_WHAT THE TASK REQUIRES_
Where a line holds the word "this", copy that line.

_INFORMATION SUPPLIED_
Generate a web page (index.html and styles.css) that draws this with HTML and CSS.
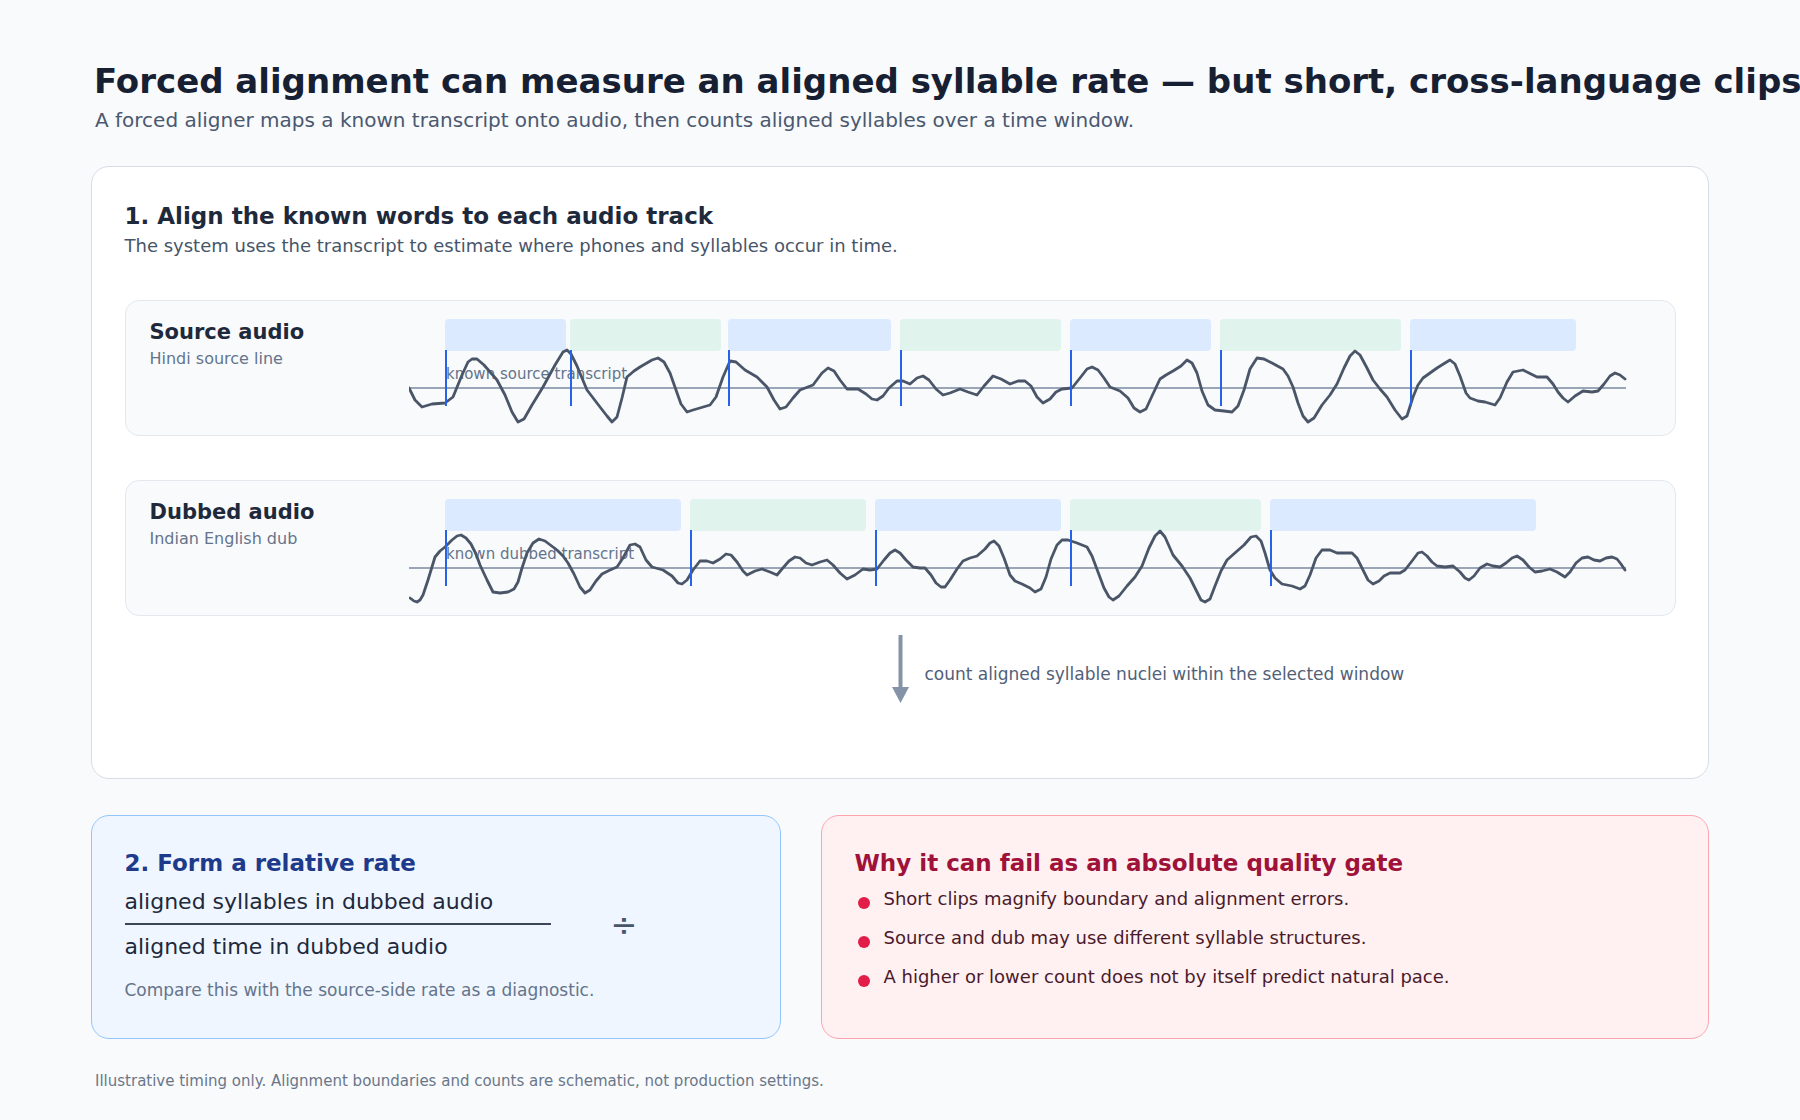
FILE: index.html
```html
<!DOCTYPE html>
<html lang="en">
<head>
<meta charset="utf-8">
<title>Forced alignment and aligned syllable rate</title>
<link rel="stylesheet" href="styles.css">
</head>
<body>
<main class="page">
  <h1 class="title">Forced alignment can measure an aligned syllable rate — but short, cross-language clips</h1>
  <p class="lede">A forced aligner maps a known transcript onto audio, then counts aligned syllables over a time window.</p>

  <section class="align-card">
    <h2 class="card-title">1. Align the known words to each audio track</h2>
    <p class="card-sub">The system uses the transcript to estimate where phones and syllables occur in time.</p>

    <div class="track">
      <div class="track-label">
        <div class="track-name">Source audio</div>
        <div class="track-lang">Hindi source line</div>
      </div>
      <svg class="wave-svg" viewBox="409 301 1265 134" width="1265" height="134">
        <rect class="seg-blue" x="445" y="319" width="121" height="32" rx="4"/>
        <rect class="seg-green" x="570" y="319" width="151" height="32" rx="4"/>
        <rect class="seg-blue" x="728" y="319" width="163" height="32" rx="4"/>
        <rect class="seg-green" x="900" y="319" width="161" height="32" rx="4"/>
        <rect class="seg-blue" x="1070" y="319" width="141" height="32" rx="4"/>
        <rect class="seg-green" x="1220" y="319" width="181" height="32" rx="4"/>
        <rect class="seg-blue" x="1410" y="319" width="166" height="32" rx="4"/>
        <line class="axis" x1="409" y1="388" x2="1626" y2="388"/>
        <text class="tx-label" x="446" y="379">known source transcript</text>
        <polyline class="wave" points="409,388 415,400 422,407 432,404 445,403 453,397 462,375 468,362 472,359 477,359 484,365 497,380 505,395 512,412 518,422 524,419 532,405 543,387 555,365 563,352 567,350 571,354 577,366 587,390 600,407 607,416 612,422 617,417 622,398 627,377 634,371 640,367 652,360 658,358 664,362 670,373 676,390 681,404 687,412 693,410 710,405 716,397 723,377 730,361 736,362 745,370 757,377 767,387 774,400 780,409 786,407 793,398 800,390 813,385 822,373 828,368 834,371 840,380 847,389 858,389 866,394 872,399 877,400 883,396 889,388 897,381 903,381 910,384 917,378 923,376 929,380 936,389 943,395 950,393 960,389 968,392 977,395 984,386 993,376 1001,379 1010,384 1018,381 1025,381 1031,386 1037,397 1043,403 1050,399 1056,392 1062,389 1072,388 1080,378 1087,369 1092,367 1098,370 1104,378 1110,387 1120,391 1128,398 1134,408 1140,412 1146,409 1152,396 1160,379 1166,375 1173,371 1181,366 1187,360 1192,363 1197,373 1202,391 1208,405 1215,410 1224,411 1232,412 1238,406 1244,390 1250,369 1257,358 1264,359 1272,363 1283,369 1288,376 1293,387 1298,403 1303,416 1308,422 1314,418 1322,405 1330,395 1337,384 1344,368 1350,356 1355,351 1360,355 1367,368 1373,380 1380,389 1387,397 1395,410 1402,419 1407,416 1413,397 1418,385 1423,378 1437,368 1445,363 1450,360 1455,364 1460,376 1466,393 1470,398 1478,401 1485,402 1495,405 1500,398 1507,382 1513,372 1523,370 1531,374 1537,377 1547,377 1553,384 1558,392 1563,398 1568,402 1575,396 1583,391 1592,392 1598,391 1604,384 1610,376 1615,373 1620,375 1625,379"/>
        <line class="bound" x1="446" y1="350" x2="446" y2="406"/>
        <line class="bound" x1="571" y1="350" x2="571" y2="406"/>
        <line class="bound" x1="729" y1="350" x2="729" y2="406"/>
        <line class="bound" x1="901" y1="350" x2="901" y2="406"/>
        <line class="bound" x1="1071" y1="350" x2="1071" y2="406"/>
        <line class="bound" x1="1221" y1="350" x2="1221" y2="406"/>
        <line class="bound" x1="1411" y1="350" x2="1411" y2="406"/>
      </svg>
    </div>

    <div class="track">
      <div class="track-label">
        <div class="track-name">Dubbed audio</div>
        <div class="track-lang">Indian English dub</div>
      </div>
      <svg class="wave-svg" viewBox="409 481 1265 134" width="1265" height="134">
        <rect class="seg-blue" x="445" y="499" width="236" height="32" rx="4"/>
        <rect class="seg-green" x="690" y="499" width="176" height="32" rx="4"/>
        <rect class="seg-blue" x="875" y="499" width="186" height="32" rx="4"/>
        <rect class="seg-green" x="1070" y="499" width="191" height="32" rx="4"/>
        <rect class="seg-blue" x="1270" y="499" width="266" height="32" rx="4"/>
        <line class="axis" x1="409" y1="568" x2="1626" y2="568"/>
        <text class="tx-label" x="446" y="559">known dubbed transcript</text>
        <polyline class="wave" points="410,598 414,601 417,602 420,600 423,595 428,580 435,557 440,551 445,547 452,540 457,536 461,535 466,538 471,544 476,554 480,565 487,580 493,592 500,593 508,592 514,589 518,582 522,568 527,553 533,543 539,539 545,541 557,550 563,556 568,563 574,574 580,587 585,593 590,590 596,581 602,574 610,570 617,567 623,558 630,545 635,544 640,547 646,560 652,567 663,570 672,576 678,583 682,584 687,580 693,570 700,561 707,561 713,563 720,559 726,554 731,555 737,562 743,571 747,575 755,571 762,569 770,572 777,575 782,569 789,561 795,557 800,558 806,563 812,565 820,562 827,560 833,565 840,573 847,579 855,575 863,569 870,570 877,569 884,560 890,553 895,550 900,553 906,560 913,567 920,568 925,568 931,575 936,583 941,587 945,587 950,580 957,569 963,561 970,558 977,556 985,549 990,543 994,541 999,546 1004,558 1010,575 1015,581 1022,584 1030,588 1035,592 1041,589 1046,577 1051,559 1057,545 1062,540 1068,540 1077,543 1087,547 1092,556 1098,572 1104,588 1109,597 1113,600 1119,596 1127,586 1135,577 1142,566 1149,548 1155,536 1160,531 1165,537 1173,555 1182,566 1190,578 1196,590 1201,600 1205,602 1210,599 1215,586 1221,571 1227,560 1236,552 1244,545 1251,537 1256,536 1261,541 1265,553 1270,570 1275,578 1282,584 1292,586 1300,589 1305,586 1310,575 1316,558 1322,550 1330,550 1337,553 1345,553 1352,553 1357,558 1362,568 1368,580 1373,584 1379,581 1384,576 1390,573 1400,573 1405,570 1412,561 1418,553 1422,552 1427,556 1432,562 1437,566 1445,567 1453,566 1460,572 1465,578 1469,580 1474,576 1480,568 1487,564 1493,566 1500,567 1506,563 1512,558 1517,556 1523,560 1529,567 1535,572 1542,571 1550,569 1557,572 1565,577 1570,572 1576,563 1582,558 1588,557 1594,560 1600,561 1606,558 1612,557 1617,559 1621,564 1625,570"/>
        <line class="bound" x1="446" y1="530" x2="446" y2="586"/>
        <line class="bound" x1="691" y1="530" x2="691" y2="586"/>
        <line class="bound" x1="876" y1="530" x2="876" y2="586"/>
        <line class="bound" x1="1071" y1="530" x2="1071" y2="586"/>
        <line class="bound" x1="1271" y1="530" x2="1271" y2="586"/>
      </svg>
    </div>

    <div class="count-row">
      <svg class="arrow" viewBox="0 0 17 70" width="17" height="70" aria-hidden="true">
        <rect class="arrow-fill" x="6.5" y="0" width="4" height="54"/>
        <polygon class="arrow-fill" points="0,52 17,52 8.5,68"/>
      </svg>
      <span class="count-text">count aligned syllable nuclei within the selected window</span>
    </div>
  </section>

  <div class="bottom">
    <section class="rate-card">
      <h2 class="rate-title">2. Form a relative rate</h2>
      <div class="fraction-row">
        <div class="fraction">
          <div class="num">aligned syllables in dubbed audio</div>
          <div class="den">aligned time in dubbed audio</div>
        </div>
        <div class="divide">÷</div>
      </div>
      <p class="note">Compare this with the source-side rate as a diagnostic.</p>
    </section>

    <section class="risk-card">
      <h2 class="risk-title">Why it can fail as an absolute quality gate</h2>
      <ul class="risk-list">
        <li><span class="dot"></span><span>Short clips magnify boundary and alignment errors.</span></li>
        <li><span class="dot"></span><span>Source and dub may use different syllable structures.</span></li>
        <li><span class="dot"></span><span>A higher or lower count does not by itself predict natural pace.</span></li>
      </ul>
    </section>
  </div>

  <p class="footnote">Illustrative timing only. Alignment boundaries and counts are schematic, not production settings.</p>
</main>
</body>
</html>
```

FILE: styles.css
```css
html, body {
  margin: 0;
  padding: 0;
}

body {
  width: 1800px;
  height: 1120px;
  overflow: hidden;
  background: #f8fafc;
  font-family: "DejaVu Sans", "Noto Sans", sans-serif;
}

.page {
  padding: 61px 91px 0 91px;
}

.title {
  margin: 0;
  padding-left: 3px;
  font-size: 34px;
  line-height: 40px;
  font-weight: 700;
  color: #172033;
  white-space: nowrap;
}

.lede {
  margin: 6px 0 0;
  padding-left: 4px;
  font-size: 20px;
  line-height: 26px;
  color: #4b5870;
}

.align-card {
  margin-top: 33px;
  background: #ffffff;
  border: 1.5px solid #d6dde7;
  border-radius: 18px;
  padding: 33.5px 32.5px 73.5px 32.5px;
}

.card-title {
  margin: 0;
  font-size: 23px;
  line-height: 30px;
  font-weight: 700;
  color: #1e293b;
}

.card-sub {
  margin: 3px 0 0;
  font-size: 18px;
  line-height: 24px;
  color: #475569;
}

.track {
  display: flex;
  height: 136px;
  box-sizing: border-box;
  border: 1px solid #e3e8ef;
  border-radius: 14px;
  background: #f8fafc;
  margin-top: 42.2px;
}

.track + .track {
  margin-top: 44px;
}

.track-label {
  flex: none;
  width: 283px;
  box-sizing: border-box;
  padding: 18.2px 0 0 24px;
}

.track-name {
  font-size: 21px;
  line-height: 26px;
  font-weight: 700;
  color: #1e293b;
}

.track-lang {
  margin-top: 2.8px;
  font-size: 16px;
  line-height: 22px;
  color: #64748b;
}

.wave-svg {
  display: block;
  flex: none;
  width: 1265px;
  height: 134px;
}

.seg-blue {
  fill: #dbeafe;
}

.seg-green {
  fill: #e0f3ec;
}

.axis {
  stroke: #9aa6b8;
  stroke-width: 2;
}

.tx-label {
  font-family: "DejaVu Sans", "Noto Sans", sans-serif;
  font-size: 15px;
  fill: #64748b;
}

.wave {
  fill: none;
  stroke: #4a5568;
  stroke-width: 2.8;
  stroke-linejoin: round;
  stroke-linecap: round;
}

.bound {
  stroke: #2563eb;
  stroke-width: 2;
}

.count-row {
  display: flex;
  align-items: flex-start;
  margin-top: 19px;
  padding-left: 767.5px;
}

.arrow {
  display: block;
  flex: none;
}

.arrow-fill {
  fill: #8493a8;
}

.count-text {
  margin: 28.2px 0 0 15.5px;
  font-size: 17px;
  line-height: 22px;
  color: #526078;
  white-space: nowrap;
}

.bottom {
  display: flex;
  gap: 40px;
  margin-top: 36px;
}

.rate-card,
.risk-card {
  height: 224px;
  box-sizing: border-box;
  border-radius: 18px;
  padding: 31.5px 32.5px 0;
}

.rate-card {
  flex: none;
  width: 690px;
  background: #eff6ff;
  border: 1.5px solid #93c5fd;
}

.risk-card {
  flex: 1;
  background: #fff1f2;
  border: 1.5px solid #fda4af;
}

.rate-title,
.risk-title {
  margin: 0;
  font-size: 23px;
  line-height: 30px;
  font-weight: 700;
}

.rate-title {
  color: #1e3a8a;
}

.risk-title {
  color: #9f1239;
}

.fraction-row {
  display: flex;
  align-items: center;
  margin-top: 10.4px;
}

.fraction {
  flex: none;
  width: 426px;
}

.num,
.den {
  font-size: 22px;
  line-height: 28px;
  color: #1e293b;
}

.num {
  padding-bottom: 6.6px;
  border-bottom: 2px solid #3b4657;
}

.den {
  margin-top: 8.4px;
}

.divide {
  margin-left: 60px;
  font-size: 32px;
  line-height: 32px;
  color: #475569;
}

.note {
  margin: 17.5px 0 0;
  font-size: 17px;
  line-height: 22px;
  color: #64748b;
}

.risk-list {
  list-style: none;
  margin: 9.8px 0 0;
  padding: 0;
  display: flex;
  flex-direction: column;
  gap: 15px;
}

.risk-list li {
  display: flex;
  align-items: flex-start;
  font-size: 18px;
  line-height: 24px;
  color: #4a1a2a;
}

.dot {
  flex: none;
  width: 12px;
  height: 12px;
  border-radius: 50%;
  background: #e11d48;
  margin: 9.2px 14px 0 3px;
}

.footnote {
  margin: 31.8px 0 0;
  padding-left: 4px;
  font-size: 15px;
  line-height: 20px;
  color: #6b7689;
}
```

_REPLY_
Generate a web page (index.html and styles.css) that draws this with HTML and CSS.
      <p class="note">Compare this with the source-side rate as a diagnostic.</p>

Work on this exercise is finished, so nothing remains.